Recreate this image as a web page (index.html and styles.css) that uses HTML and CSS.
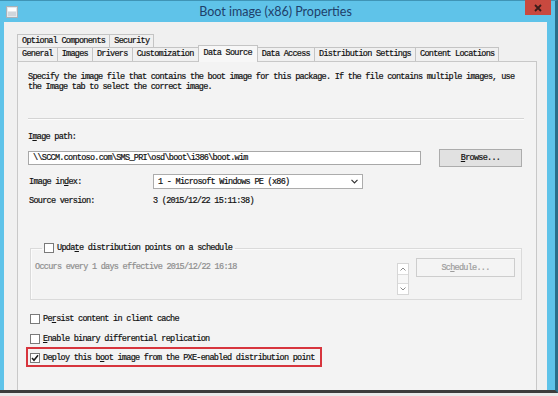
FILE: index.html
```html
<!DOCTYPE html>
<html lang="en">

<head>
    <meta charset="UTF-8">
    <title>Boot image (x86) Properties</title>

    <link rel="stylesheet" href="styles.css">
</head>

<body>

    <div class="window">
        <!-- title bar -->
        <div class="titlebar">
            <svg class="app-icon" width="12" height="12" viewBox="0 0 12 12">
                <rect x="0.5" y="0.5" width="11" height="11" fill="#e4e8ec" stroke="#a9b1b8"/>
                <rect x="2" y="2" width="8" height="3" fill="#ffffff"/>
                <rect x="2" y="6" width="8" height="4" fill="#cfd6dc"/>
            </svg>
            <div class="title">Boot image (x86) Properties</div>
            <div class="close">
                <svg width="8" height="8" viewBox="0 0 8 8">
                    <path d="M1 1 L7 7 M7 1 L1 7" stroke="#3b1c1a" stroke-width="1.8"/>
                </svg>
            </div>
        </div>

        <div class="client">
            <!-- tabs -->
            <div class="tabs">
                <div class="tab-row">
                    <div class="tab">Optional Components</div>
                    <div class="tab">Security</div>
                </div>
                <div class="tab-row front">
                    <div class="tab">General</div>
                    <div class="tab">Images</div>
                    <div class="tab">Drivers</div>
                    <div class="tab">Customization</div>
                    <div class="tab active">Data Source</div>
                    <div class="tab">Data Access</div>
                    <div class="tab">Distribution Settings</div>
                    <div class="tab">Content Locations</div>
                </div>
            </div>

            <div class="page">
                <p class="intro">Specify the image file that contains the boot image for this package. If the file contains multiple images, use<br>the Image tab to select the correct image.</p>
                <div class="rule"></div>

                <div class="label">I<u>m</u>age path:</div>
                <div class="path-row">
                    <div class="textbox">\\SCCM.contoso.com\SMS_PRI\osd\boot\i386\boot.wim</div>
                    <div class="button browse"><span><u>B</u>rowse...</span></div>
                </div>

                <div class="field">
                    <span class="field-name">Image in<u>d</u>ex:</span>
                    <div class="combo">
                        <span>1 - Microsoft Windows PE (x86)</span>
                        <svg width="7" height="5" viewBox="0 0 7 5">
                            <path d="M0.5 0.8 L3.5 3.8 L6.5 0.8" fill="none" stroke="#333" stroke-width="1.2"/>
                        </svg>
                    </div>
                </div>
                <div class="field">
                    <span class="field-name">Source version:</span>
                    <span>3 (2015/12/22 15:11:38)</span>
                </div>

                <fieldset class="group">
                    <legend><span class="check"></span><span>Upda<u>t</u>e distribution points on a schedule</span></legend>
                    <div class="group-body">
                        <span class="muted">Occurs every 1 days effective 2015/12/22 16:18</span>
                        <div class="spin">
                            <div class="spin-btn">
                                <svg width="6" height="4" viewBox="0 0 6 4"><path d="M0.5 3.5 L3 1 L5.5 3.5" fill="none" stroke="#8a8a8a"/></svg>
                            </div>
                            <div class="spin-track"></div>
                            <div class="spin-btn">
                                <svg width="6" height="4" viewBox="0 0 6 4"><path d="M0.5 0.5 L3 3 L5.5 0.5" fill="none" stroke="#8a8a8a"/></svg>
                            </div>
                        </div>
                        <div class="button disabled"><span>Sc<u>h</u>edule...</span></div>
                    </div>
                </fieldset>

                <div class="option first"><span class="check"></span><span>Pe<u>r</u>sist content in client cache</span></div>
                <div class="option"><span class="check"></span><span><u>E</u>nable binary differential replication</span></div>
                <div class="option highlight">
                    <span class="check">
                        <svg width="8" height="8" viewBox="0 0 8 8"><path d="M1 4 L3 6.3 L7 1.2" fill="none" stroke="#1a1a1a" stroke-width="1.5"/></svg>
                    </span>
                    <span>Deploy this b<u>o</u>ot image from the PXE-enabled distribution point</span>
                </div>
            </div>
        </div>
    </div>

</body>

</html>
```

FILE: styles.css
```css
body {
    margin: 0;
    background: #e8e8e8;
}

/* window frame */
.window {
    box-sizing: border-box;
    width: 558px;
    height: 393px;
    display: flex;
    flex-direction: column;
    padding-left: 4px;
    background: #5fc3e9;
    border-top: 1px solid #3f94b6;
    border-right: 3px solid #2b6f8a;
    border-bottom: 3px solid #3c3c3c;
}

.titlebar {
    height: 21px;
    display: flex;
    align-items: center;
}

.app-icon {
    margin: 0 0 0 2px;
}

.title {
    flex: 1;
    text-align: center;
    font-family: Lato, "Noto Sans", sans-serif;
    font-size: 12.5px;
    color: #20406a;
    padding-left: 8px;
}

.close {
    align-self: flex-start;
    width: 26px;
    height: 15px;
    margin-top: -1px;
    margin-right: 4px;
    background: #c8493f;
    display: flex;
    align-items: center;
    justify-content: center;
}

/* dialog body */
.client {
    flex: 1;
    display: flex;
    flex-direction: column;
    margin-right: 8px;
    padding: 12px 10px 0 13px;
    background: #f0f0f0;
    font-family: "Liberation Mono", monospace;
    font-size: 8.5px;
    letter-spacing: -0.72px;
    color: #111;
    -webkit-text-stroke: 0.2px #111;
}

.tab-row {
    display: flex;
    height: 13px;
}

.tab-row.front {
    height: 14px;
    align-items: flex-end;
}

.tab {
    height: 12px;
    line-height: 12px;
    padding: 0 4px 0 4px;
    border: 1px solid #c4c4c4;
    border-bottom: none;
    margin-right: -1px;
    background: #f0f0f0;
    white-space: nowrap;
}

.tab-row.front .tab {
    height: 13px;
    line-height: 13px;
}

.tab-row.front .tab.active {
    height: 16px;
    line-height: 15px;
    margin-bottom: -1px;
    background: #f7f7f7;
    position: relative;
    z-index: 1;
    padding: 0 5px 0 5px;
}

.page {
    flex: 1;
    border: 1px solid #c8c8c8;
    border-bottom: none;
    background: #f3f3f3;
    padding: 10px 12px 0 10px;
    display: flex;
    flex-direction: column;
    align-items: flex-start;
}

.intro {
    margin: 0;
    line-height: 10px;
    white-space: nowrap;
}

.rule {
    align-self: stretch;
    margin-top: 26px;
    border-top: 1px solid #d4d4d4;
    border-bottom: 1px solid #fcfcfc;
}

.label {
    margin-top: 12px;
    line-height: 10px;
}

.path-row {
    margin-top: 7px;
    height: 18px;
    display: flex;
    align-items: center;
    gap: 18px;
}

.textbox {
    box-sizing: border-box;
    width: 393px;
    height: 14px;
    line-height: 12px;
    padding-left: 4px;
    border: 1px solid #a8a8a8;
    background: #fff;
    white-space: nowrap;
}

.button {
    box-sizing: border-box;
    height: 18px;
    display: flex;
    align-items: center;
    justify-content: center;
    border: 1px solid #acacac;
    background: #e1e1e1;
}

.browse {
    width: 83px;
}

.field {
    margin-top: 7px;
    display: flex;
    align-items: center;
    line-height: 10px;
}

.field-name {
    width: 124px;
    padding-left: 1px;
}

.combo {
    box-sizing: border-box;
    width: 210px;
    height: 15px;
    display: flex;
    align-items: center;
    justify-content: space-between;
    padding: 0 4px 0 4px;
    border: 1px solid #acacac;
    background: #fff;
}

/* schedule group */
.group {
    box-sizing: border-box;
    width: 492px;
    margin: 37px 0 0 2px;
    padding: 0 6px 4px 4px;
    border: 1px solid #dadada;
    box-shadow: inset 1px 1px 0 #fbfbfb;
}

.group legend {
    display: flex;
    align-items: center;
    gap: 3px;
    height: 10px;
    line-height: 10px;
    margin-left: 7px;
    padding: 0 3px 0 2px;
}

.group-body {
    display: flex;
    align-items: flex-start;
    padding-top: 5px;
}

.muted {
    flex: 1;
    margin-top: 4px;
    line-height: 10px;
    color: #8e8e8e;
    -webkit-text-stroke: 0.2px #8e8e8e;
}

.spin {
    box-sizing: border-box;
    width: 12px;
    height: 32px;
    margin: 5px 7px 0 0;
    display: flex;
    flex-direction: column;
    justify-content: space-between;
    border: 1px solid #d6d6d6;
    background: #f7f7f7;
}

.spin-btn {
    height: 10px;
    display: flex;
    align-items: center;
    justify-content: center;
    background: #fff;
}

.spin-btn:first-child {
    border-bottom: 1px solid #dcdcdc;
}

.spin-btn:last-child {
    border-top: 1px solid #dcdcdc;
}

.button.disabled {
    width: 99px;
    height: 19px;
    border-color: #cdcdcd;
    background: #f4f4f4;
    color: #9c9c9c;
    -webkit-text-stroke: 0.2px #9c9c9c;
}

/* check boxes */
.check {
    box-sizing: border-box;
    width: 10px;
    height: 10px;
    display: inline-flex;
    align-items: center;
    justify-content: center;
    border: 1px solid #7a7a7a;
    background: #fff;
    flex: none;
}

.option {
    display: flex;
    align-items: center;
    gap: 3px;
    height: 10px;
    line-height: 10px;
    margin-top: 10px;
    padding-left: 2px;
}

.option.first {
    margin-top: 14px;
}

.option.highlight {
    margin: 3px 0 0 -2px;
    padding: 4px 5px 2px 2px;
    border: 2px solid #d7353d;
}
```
-----
_Stated task_:
Track down the lines that include the word "styles" and copy them.

_Complete output_:
Recreate this image as a web page (index.html and styles.css) that uses HTML and CSS.
    <link rel="stylesheet" href="styles.css">
FILE: styles.css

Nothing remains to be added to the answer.